User-defined types? Do you tell them what they can accept without loss, 
or just have them in the big dusty Other box?

This really just forms a type hierarchy, where child-of requires 
can-be-losslessly-converted. May as well just create an explicit 
hierarchy, and maybe make it extensible with a strong suggestion that 
any additions follow certain rules.

>       my Int    $int = 4;     # Int -> Int assignment, ok
>       my String $foo = $int;  # implicit Int -> String cast, ok
> 
>       print $int;             # implicit Int -> String cast, ok
>       print $int + $foo;      # $foo is implicitly cast from String -> Int
>                               #     since no information is lost.
>                               # $int + $foo is integer math.
>                               # The result is cast to a String.
>       my Num    $dec = 4.2;   # Num -> Num assignment, ok
>       $int = $dec;            # *error* 4.2 would have to be truncated
>                               #     to fit into $int.
>       $int = int($dec);       # This is ok.  int takes a Num and returns
>                               #     an Int.
>       $dec = $int;            # implicit Int -> Num cast, ok.


Ok, fine.

> I'm pondering this being okay:
> 
>       my Num    $dec = 4.0;
>       my Int    $int = $dec;  # Num -> Int okay since 4.0 truncates to 4
>                               #     with no(?) information lost
> 
> but I think it will complicate my Grand Plan which I'm not ready to
> reveal.


Compile-time or run-time?

my Num $x = 3.0;
$x++;
my Int $y = $x;

Could be compile-time, if you do constant folding first.

Allow me to ramble:

You can think of having a universe of (an infinite number of) 'values'. 
A type is a subset of those values. Things like Int, Num, and String are 
just labels of subsets. So rather than thinking of a subtype (or a 
safely castable type) of another type, think of a subset. I'm not 
originating this, btw. So Int is a subset of Num, and '4' and '4.0' are 
considered to be exactly equivalent.

> Now, obviously there's no need to declare hashes, arrays and scalars
> as being such, we have the sigils.  But references we do.
> 
>       my HASH  $ref = \%hash; # ok
>       my ARRAY $ref = \%hash; # *error*
> 
> HASH, ARRAY, SCALAR, GLOB, etc... references do not cast.
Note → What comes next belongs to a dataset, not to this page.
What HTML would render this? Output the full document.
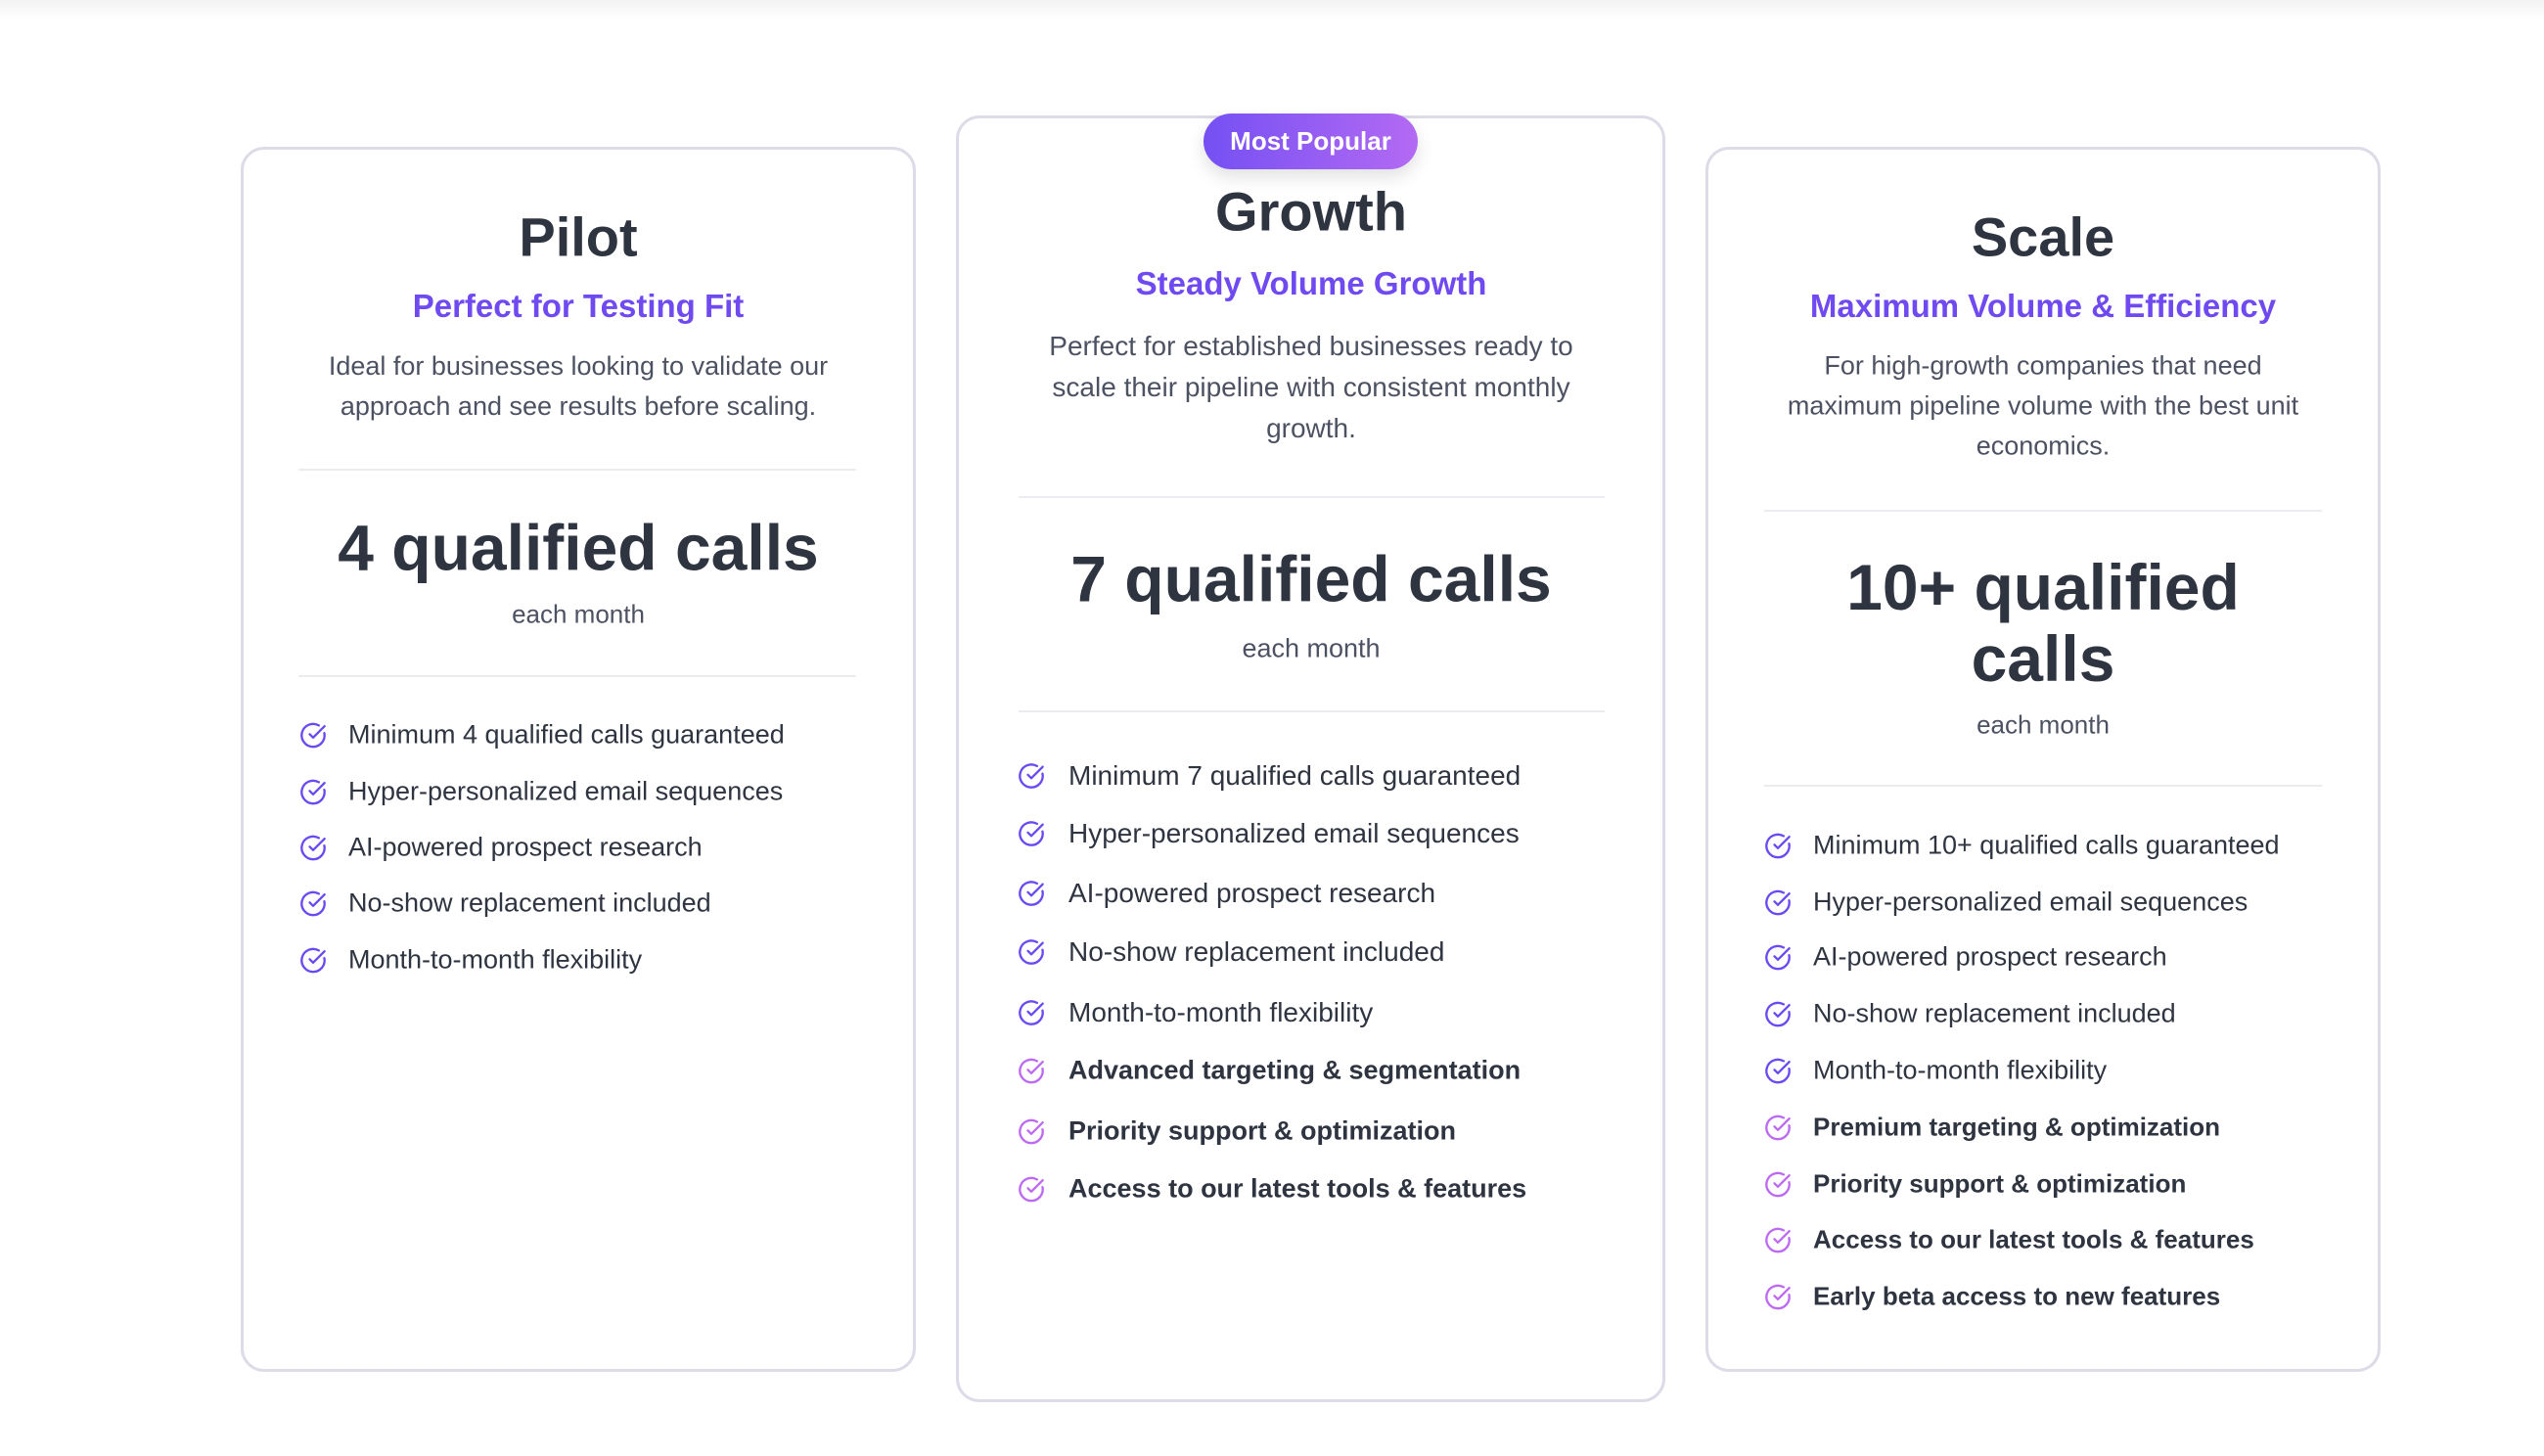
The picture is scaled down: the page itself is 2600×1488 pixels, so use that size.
<!DOCTYPE html>
<html><head><meta charset="utf-8"><style>
*{margin:0;padding:0;box-sizing:border-box}
body{width:2600px;height:1488px;background:#fff;position:relative;overflow:hidden;font-family:"Liberation Sans",sans-serif;color:#2f3540}
.top{position:absolute;left:0;top:0;width:100%;height:20px;background:linear-gradient(#f2f2f2,#fff)}
.card{position:absolute;border:3px solid #dddbe8;border-radius:24px;background:#fff}
.t{position:absolute;white-space:nowrap;transform:translate(-50%,-50%);text-align:center}
.title{font-size:56px;font-weight:700;color:#2f3540}
.sub{font-size:33px;font-weight:700;color:#6f4af0}
.desc{font-size:27px;color:#4d5262;line-height:41px}
.big{font-size:66px;font-weight:700;color:#2f3540;line-height:73px}
.em{font-size:26px;color:#4d5262}
.hr{position:absolute;height:2px;background:#ececf0}
.f{position:absolute;white-space:nowrap;transform:translateY(-50%);font-size:27px;color:#2f3540;display:flex;align-items:center}
.f svg{width:28px;height:28px;margin-right:22px;flex:none}
.f.g{font-size:28px}
.f.g svg{margin-right:24px}
.f.b{font-weight:700;font-size:26px}
.f.g.b{font-size:27px}
.badge{position:absolute;left:1230px;top:116px;width:219px;height:57px;border-radius:29px;background:linear-gradient(90deg,#7550f3,#b36af3);color:#fff;font-size:26px;font-weight:700;display:flex;align-items:center;justify-content:center;box-shadow:0 8px 18px rgba(0,0,0,0.12)}
</style></head><body>
<div class="top"></div>
<svg width="0" height="0" style="position:absolute"><defs>
<symbol id="ck" viewBox="0 0 24 24"><path d="M21.8 10A10 10 0 1 1 17 3.34" fill="none" stroke="currentColor" stroke-width="2" stroke-linecap="round"/><path d="m9 11 3 3L22 4" fill="none" stroke="currentColor" stroke-width="2" stroke-linecap="round" stroke-linejoin="round"/></symbol>
</defs></svg>

<div class="card" style="left:246px;top:150px;width:690px;height:1252px"></div>
<div class="card" style="left:977px;top:118px;width:725px;height:1315px"></div>
<div class="card" style="left:1743px;top:150px;width:690px;height:1252px"></div>
<div class="badge">Most Popular</div>

<!-- Pilot -->
<div class="t title" style="left:591px;top:242px">Pilot</div>
<div class="t sub" style="left:591px;top:313px">Perfect for Testing Fit</div>
<div class="t desc" style="left:591px;top:395px">Ideal for businesses looking to validate our<br>approach and see results before scaling.</div>
<div class="hr" style="left:305px;width:570px;top:479px"></div>
<div class="t big" style="left:591px;top:560px">4 qualified calls</div>
<div class="t em" style="left:591px;top:628px">each month</div>
<div class="hr" style="left:305px;width:570px;top:690px"></div>
<div class="f" style="left:306px;top:751px;"><svg style="color:#6a4af2"><use href="#ck"/></svg>Minimum 4 qualified calls guaranteed</div>
<div class="f" style="left:306px;top:809px;"><svg style="color:#6a4af2"><use href="#ck"/></svg>Hyper-personalized email sequences</div>
<div class="f" style="left:306px;top:866px;"><svg style="color:#6a4af2"><use href="#ck"/></svg>AI-powered prospect research</div>
<div class="f" style="left:306px;top:923px;"><svg style="color:#6a4af2"><use href="#ck"/></svg>No-show replacement included</div>
<div class="f" style="left:306px;top:981px;"><svg style="color:#6a4af2"><use href="#ck"/></svg>Month-to-month flexibility</div>

<!-- Growth -->
<div class="t title" style="left:1340px;top:216px">Growth</div>
<div class="t sub" style="left:1340px;top:290px">Steady Volume Growth</div>
<div class="t desc" style="left:1340px;top:396px;line-height:42px;font-size:28px">Perfect for established businesses ready to<br>scale their pipeline with consistent monthly<br>growth.</div>
<div class="hr" style="left:1041px;width:599px;top:507px"></div>
<div class="t big" style="left:1340px;top:592px">7 qualified calls</div>
<div class="t em" style="left:1340px;top:663px;font-size:27px">each month</div>
<div class="hr" style="left:1041px;width:599px;top:726px"></div>
<div class="f g" style="left:1040px;top:793px;"><svg style="color:#6a4af2"><use href="#ck"/></svg>Minimum 7 qualified calls guaranteed</div>
<div class="f g" style="left:1040px;top:852px;"><svg style="color:#6a4af2"><use href="#ck"/></svg>Hyper-personalized email sequences</div>
<div class="f g" style="left:1040px;top:913px;"><svg style="color:#6a4af2"><use href="#ck"/></svg>AI-powered prospect research</div>
<div class="f g" style="left:1040px;top:973px;"><svg style="color:#6a4af2"><use href="#ck"/></svg>No-show replacement included</div>
<div class="f g" style="left:1040px;top:1035px;"><svg style="color:#6a4af2"><use href="#ck"/></svg>Month-to-month flexibility</div>
<div class="f g b" style="left:1040px;top:1094px;"><svg style="color:#bd6af2"><use href="#ck"/></svg>Advanced targeting &amp; segmentation</div>
<div class="f g b" style="left:1040px;top:1156px;"><svg style="color:#bd6af2"><use href="#ck"/></svg>Priority support &amp; optimization</div>
<div class="f g b" style="left:1040px;top:1215px;"><svg style="color:#bd6af2"><use href="#ck"/></svg>Access to our latest tools &amp; features</div>

<!-- Scale -->
<div class="t title" style="left:2088px;top:242px">Scale</div>
<div class="t sub" style="left:2088px;top:313px">Maximum Volume &amp; Efficiency</div>
<div class="t desc" style="left:2088px;top:415px">For high-growth companies that need<br>maximum pipeline volume with the best unit<br>economics.</div>
<div class="hr" style="left:1803px;width:570px;top:521px"></div>
<div class="t big" style="left:2088px;top:637px">10+ qualified<br>calls</div>
<div class="t em" style="left:2088px;top:741px">each month</div>
<div class="hr" style="left:1803px;width:570px;top:802px"></div>
<div class="f" style="left:1803px;top:864px;"><svg style="color:#6a4af2"><use href="#ck"/></svg>Minimum 10+ qualified calls guaranteed</div>
<div class="f" style="left:1803px;top:922px;"><svg style="color:#6a4af2"><use href="#ck"/></svg>Hyper-personalized email sequences</div>
<div class="f" style="left:1803px;top:978px;"><svg style="color:#6a4af2"><use href="#ck"/></svg>AI-powered prospect research</div>
<div class="f" style="left:1803px;top:1036px;"><svg style="color:#6a4af2"><use href="#ck"/></svg>No-show replacement included</div>
<div class="f" style="left:1803px;top:1094px;"><svg style="color:#6a4af2"><use href="#ck"/></svg>Month-to-month flexibility</div>
<div class="f b" style="left:1803px;top:1152px;"><svg style="color:#bd6af2"><use href="#ck"/></svg>Premium targeting &amp; optimization</div>
<div class="f b" style="left:1803px;top:1210px;"><svg style="color:#bd6af2"><use href="#ck"/></svg>Priority support &amp; optimization</div>
<div class="f b" style="left:1803px;top:1267px;"><svg style="color:#bd6af2"><use href="#ck"/></svg>Access to our latest tools &amp; features</div>
<div class="f b" style="left:1803px;top:1325px;"><svg style="color:#bd6af2"><use href="#ck"/></svg>Early beta access to new features</div>
</body></html>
...although in perl6 that's my HASH $ref = %hash, but sure.

>       my SCALAR $ref = \$foo;
>       print $ref;             # *error* implicit SCALAR -> String cast
>                               #    illegal.
> 
> You'd have to do an explicit typecast (syntax left as an exercise).
> Given that most times when you try to use a reference as a string
> you're making a mistake, this shouldn't be a big deal.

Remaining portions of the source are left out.